— WHAT TO DO —
Omit all images, then return the remaining material exactly as it stands.

— SUPPLIED DATA —
= = = = = = =

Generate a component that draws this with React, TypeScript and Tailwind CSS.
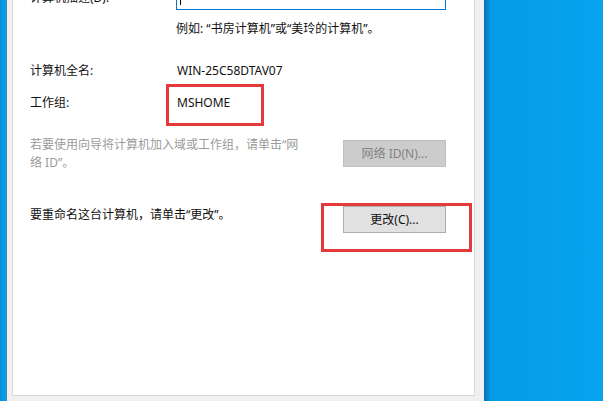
import React from "react";

const font = { fontFamily: '"Noto Sans", "Noto Sans CJK SC", sans-serif' };

export default function App() {
  return (
    <div className="w-[603px] h-[401px] flex overflow-hidden bg-[#06a0ec]" style={font}>
      {/* left desktop strip */}
      <div className="w-[6px] h-full bg-gradient-to-r from-[#0b8fd6] to-[#0aa0ea]" />

      {/* dialog */}
      <div className="w-[478px] h-full bg-[#f0f0f0] border-l border-[#4a86b4] pl-[5px] pr-[9px] pb-[5px] flex">
        <div className="relative flex-1 bg-white border-x border-b border-[#d9d9d9] pl-[17px] text-[12px] text-[#111] overflow-hidden">
          {/* description row, scrolled off the top */}
          <div className="flex items-center mt-[-14px]">
            <span className="w-[146px] leading-[16px]">计算机描述(D):</span>
            <div className="w-[270px] h-[24px] border border-[#0078d7] flex items-center pl-[3px]">
              <span className="w-px h-[14px] bg-black" />
            </div>
          </div>
          <p className="ml-[146px] mt-[11px] leading-[16px]">例如: “书房计算机”或“美玲的计算机”。</p>

          <div className="flex mt-[26px] leading-[16px]">
            <span className="w-[147px]">计算机全名:</span>
            <span>WIN-25C58DTAV07</span>
          </div>
          <div className="flex mt-[16px] leading-[16px]">
            <span className="w-[147px]">工作组:</span>
            <span>MSHOME</span>
          </div>

          <div className="flex items-start mt-[25px]">
            <p className="w-[313px] leading-[18px] text-[#9b9b9b]">
              若要使用向导将计算机加入域或工作组，请单击“网
              <br />
              络 ID”。
            </p>
            <button className="mt-[4px] w-[103px] h-[27px] bg-[#cccccc] border border-[#bfbfbf] text-[#838383] leading-none">
              网络 ID(N)...
            </button>
          </div>

          <div className="flex items-start mt-[34px]">
            <p className="w-[313px] leading-[18px]">要重命名这台计算机，请单击“更改”。</p>
            <button className="w-[103px] h-[27px] bg-[#e1e1e1] border border-[#adadad] text-[#111] leading-none">
              更改(C)...
            </button>
          </div>

          {/* red annotation boxes */}
          <div className="absolute left-[153px] top-[84px] w-[98px] h-[42px] border-[3px] border-[#e6393c]" />
          <div className="absolute left-[308px] top-[203px] w-[151px] h-[49px] border-[3px] border-[#e6393c]" />
        </div>
      </div>

      {/* desktop on the right */}
      <div className="flex-1 h-full bg-gradient-to-r from-[#046fb5] via-[#059be6] via-[6%] to-[#07a3ee]" />
    </div>
  );
}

= = = = = = =

— THE REPLY —
Generate a component that draws this with React, TypeScript and Tailwind CSS.
import React from "react";

const font = { fontFamily: '"Noto Sans", "Noto Sans CJK SC", sans-serif' };

export default function App() {
  return (
    <div className="w-[603px] h-[401px] flex overflow-hidden bg-[#06a0ec]" style={font}>
      {/* left desktop strip */}
      <div className="w-[6px] h-full bg-gradient-to-r from-[#0b8fd6] to-[#0aa0ea]" />

      {/* dialog */}
      <div className="w-[478px] h-full bg-[#f0f0f0] border-l border-[#4a86b4] pl-[5px] pr-[9px] pb-[5px] flex">
        <div className="relative flex-1 bg-white border-x border-b border-[#d9d9d9] pl-[17px] text-[12px] text-[#111] overflow-hidden">
          {/* description row, scrolled off the top */}
          <div className="flex items-center mt-[-14px]">
            <span className="w-[146px] leading-[16px]">计算机描述(D):</span>
            <div className="w-[270px] h-[24px] border border-[#0078d7] flex items-center pl-[3px]">
              <span className="w-px h-[14px] bg-black" />
            </div>
          </div>
          <p className="ml-[146px] mt-[11px] leading-[16px]">例如: “书房计算机”或“美玲的计算机”。</p>

          <div className="flex mt-[26px] leading-[16px]">
            <span className="w-[147px]">计算机全名:</span>
            <span>WIN-25C58DTAV07</span>
          </div>
          <div className="flex mt-[16px] leading-[16px]">
            <span className="w-[147px]">工作组:</span>
            <span>MSHOME</span>
          </div>

          <div className="flex items-start mt-[25px]">
            <p className="w-[313px] leading-[18px] text-[#9b9b9b]">
              若要使用向导将计算机加入域或工作组，请单击“网
              <br />
              络 ID”。
            </p>
            <button className="mt-[4px] w-[103px] h-[27px] bg-[#cccccc] border border-[#bfbfbf] text-[#838383] leading-none">
              网络 ID(N)...
            </button>
          </div>

          <div className="flex items-start mt-[34px]">
            <p className="w-[313px] leading-[18px]">要重命名这台计算机，请单击“更改”。</p>
            <button className="w-[103px] h-[27px] bg-[#e1e1e1] border border-[#adadad] text-[#111] leading-none">
              更改(C)...
            </button>
          </div>

          {/* red annotation boxes */}
          <div className="absolute left-[153px] top-[84px] w-[98px] h-[42px] border-[3px] border-[#e6393c]" />
          <div className="absolute left-[308px] top-[203px] w-[151px] h-[49px] border-[3px] border-[#e6393c]" />
        </div>
      </div>

      {/* desktop on the right */}
      <div className="flex-1 h-full bg-gradient-to-r from-[#046fb5] via-[#059be6] via-[6%] to-[#07a3ee]" />
    </div>
  );
}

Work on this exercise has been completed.